CHINA TO COOL RISING DEFENCE SPENDING
China has announced a sharp slowdown in the growth of its official defence budget, a move bolstering Beijing’s argument that fears about the country being a military threat are overstated. This year’s draft defence budget, is 7.5 per cent higher than last year’s budget report.

BRAZIL START-UP EYES $5.6BN PUBLIC OFFERING
OSX Estaleiros, a start-up company aiming to supply ships and other equipment to the oil and gas industry, is to raise up to R$9.9bn ($5.6bn) in the second big Brazilian initial public offering in five months. It is the world’s largest IPO since Santander of Spain listed its Brazilian subsidiary last October, according to Dealogic.
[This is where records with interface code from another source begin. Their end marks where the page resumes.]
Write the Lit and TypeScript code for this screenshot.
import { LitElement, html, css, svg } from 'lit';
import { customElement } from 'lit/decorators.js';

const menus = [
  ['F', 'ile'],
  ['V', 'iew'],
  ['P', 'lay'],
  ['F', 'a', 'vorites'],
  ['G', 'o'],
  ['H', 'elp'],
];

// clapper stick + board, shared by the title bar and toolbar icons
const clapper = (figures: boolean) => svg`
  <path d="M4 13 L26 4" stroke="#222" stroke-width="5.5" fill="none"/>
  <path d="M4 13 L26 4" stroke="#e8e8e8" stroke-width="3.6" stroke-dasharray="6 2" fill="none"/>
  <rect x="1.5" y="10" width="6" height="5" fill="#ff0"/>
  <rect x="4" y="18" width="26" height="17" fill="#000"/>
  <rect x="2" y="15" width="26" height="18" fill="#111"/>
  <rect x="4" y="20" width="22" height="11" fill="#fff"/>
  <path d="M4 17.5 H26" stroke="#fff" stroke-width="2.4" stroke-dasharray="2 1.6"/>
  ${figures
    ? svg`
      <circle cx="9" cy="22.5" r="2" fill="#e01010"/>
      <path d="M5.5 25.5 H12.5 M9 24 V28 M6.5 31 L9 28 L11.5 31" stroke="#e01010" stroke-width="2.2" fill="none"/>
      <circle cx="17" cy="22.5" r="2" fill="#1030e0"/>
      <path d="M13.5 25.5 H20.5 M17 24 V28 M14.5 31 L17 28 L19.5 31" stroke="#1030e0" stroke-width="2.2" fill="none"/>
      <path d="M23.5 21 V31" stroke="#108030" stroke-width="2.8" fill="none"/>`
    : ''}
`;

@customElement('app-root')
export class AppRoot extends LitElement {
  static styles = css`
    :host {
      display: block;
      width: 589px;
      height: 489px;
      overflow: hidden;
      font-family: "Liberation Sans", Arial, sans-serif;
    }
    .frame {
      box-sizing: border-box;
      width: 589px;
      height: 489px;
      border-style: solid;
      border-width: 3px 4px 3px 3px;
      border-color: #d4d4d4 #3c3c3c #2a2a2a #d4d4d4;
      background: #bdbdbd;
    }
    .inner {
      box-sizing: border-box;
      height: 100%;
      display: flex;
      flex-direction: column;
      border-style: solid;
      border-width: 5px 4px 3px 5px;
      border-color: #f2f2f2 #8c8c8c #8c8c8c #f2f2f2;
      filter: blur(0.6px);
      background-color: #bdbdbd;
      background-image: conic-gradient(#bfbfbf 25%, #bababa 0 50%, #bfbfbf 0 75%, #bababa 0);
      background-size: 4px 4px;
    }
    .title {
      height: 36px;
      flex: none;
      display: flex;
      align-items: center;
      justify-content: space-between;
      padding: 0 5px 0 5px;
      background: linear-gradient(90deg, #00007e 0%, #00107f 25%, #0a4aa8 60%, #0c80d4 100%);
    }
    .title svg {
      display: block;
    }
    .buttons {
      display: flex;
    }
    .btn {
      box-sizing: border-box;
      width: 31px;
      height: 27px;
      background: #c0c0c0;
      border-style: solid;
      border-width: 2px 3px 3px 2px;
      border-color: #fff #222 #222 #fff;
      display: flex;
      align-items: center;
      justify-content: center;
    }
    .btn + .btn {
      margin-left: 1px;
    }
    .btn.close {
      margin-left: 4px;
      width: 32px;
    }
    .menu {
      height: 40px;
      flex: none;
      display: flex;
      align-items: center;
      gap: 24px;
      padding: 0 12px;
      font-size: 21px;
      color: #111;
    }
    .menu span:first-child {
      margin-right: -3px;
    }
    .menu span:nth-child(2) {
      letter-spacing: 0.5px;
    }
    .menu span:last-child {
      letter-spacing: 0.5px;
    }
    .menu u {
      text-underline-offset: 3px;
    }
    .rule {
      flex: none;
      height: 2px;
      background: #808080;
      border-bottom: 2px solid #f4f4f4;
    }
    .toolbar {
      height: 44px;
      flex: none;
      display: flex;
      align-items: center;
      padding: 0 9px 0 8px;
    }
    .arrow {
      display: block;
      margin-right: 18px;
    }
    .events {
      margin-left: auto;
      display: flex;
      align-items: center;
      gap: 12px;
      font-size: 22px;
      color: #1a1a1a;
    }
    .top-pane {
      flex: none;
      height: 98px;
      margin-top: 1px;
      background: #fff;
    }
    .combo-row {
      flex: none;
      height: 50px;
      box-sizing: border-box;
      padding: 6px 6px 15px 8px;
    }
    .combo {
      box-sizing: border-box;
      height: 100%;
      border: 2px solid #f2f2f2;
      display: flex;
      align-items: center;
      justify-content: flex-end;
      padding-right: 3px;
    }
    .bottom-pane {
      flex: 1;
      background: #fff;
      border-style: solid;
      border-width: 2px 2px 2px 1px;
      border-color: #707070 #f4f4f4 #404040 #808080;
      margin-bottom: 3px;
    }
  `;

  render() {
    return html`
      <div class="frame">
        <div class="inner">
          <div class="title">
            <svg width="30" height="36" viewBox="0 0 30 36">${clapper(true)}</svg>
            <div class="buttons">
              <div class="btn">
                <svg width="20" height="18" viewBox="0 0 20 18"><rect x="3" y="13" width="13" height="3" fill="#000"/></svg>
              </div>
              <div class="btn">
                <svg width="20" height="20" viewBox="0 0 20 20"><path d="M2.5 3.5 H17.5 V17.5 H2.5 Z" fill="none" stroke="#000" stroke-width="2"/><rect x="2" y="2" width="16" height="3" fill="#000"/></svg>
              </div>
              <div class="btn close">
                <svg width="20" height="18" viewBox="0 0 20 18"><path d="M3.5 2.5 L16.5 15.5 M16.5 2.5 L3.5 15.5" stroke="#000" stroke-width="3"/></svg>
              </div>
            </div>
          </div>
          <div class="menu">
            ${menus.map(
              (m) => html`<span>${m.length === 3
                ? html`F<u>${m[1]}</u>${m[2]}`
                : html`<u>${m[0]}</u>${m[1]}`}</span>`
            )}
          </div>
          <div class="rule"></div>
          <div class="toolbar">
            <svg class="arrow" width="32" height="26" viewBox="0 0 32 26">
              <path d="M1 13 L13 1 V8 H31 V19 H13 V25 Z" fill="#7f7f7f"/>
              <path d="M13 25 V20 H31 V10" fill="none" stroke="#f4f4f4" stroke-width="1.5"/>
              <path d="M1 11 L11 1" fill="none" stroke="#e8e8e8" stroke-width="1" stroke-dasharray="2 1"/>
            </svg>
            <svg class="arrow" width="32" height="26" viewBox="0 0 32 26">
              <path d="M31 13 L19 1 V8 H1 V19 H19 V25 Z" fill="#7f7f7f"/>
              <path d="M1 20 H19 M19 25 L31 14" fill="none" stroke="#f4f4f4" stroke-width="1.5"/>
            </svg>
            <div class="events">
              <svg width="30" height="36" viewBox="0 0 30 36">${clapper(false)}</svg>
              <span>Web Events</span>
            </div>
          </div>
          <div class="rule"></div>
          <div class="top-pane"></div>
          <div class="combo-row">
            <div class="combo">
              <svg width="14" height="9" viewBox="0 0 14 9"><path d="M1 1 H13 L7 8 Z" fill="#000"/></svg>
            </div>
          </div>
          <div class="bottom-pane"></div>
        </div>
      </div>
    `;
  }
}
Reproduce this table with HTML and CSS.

OSX, part of the EBX group owned by Eike Batista, a Brazilian billionaire entrepreneur, said it would sell up to 7.44m shares at between R$1,000 and R$1,333.33 each.

THE TIMES

AIG SUBSIDIARIES SETTLE DISCRIMINATION CHARGES
Two subsidiaries of American International Group agreed to at least $6.1 million to settle allegations that they discriminated against African-American borrowers. According to the complaint filed against the companies, AIG Federal Savings Bank and Wilmington Finance Incorporated charged higher fees on wholesale and mortgage loans to African-Americans.

EX CAZENOVE BROKER “SKILLED AT SHARE PICKING”
A lawyer for Malcolm Calvert, who denies 12 counts of insider dealing, said the former Cazenove market maker’s experience combined with widespread press coverage and other public information explained how he had accurately picked six shares that were about to soar on takeover news.

The Daily Telegraph

BRITAIN’S HYDRO-ELECTRIC PROJECTS UNDER THREAT FROM LACK OF FUNDS
Europe's biggest renewable energy producer has withdrawn from the race to build Britain's first wave and tidal plants, as industry warned that marine power needs an extra £200m from taxpayers to be viable.

PSYCHIC SHARE TIPSTER SEAN DAVID MORTON CHARGED WITH FRAUD
Sean David Morton, who was on Thursday charged on a number of counts of securities fraud by the Securities and Exchange Commission (SEC), raised the funds by telling potential investors he could accurately predict stock market movements using psychic abilities. The SEC alleges he invested half of the money with currency trading firms, while diverting some of the funds, including donating at least $240,000 to a religious body which he ran.

WALL STREET JOURNAL

FIRMS TAP CASH PILES FOR DEALS
American corporations continue to hoard more cash than ever. There are now tentative signs that they are finally comfortable using the money to do some shopping. The 382 nonfinancial firms in the Standard & Poor's 500 that have reported results for the fourth quarter of 2009 are now holding $932 billion in cash and short-term investments.

TREASURY: NO “TOO BIG TO FAIL”
A top Treasury Department official said there is no US government guarantee to protect the largest financial firms as a congressional watchdog criticized the $45 billion in government aid provided to Citigroup. Herbert Allison, yesterday disagreed that some financial firms benefit from the assumption that the government would step in to prevent their failure.